-- Begin Data lines --
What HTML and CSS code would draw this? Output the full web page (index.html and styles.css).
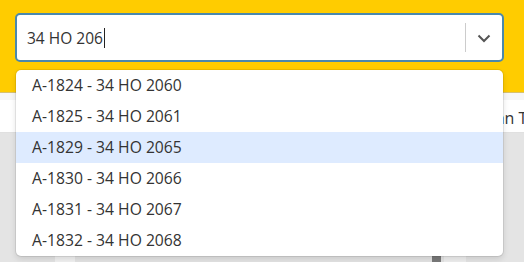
FILE: index.html
```html
<!DOCTYPE html>
<html lang="en">
<head>
    <meta charset="UTF-8">
    <title>Araç Seçimi</title>
    <link rel="stylesheet" href="styles.css">
</head>
<body>
    <div class="topbar">
        <div class="select">
            <div class="control">
                <div class="value">34 HO 206<span class="caret"></span></div>
                <span class="separator"></span>
                <span class="indicator">
                    <svg width="20" height="20" viewBox="0 0 20 20"><path d="M4.5 7.5 L10 13 L15.5 7.5" fill="none" stroke="#555" stroke-width="2"/></svg>
                </span>
            </div>
            <ul class="menu">
                <li>A-1824 - 34 HO 2060</li>
                <li>A-1825 - 34 HO 2061</li>
                <li class="focused">A-1829 - 34 HO 2065</li>
                <li>A-1830 - 34 HO 2066</li>
                <li>A-1831 - 34 HO 2067</li>
                <li>A-1832 - 34 HO 2068</li>
            </ul>
        </div>
    </div>
    <div class="tabs">
        <span class="tab">Plan Tarihi</span>
    </div>
    <div class="content">
        <div class="card-left"></div>
        <div class="scroll-thumb"></div>
        <div class="card-right"></div>
    </div>
</body>
</html>
```

FILE: styles.css
```css
:root {
    --yellow: #ffcc00;
    --border: #4a88ad;
    --text: #333;
    --hover: #deebff;
}
html, body { margin: 0; padding: 0; height: 100%; overflow: hidden; }
body { font-family: "Open Sans", "Noto Sans", sans-serif; background: #e4e4e4; color: var(--text); }
.topbar { background: var(--yellow); height: 93px; padding: 13px 20px 0 15px; box-sizing: border-box; border-bottom: 1px solid #d6c070; }
.select { position: relative; }
.control { display: flex; align-items: center; height: 49px; box-sizing: border-box; border: 2px solid var(--border); border-radius: 5px; background: white; }
.value { flex: 1; padding-left: 10px; font-size: 15.5px; display: flex; align-items: center; }
.caret { display: inline-block; width: 1px; height: 20px; background: #222; margin-left: 1px; }
.separator { width: 1px; height: 29px; background: #ccc; }
.indicator { display: flex; width: 36px; justify-content: center; }
.menu { position: absolute; top: 57px; left: 1px; right: 1px; list-style: none; margin: 0; padding: 0; background: white; border-radius: 5px; box-shadow: 0 0 0 1px rgba(0,0,0,0.08), 0 3px 6px rgba(0,0,0,0.12); z-index: 10; }
.menu li { height: 31px; line-height: 31px; padding: 0 16px; font-size: 15.7px; }
.menu li.focused { background: var(--hover); }
.tabs { height: 40px; background: white; border-top: 7px solid #f6f6f6; box-sizing: border-box; display: flex; overflow: hidden; border-bottom: 1px solid #e0e0e0; }
.tab { font-size: 16px; line-height: 36px; white-space: nowrap; padding-left: 482px; }
.content { display: flex; align-items: flex-end; height: 129px; }
.card-left { width: 20px; height: 8px; margin-left: 55px; background: #f2f2f2; }
.scroll-thumb { width: 9px; height: 8px; margin-left: 357px; background: #7a7a7a; }
.card-right { width: 22px; height: 8px; margin-left: 3px; background: #efefef; }
```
-- End Data lines --
Description of the task:
Omit each picture, then return all of the listing exactly as it stands.

Output below:
What HTML and CSS code would draw this? Output the full web page (index.html and styles.css).
FILE: index.html
```html
<!DOCTYPE html>
<html lang="en">
<head>
    <meta charset="UTF-8">
    <title>Araç Seçimi</title>
    <link rel="stylesheet" href="styles.css">
</head>
<body>
    <div class="topbar">
        <div class="select">
            <div class="control">
                <div class="value">34 HO 206<span class="caret"></span></div>
                <span class="separator"></span>
                <span class="indicator">
                    <svg width="20" height="20" viewBox="0 0 20 20"><path d="M4.5 7.5 L10 13 L15.5 7.5" fill="none" stroke="#555" stroke-width="2"/></svg>
                </span>
            </div>
            <ul class="menu">
                <li>A-1824 - 34 HO 2060</li>
                <li>A-1825 - 34 HO 2061</li>
                <li class="focused">A-1829 - 34 HO 2065</li>
                <li>A-1830 - 34 HO 2066</li>
                <li>A-1831 - 34 HO 2067</li>
                <li>A-1832 - 34 HO 2068</li>
            </ul>
        </div>
    </div>
    <div class="tabs">
        <span class="tab">Plan Tarihi</span>
    </div>
    <div class="content">
        <div class="card-left"></div>
        <div class="scroll-thumb"></div>
        <div class="card-right"></div>
    </div>
</body>
</html>
```

FILE: styles.css
```css
:root {
    --yellow: #ffcc00;
    --border: #4a88ad;
    --text: #333;
    --hover: #deebff;
}
html, body { margin: 0; padding: 0; height: 100%; overflow: hidden; }
body { font-family: "Open Sans", "Noto Sans", sans-serif; background: #e4e4e4; color: var(--text); }
.topbar { background: var(--yellow); height: 93px; padding: 13px 20px 0 15px; box-sizing: border-box; border-bottom: 1px solid #d6c070; }
.select { position: relative; }
.control { display: flex; align-items: center; height: 49px; box-sizing: border-box; border: 2px solid var(--border); border-radius: 5px; background: white; }
.value { flex: 1; padding-left: 10px; font-size: 15.5px; display: flex; align-items: center; }
.caret { display: inline-block; width: 1px; height: 20px; background: #222; margin-left: 1px; }
.separator { width: 1px; height: 29px; background: #ccc; }
.indicator { display: flex; width: 36px; justify-content: center; }
.menu { position: absolute; top: 57px; left: 1px; right: 1px; list-style: none; margin: 0; padding: 0; background: white; border-radius: 5px; box-shadow: 0 0 0 1px rgba(0,0,0,0.08), 0 3px 6px rgba(0,0,0,0.12); z-index: 10; }
.menu li { height: 31px; line-height: 31px; padding: 0 16px; font-size: 15.7px; }
.menu li.focused { background: var(--hover); }
.tabs { height: 40px; background: white; border-top: 7px solid #f6f6f6; box-sizing: border-box; display: flex; overflow: hidden; border-bottom: 1px solid #e0e0e0; }
.tab { font-size: 16px; line-height: 36px; white-space: nowrap; padding-left: 482px; }
.content { display: flex; align-items: flex-end; height: 129px; }
.card-left { width: 20px; height: 8px; margin-left: 55px; background: #f2f2f2; }
.scroll-thumb { width: 9px; height: 8px; margin-left: 357px; background: #7a7a7a; }
.card-right { width: 22px; height: 8px; margin-left: 3px; background: #efefef; }
```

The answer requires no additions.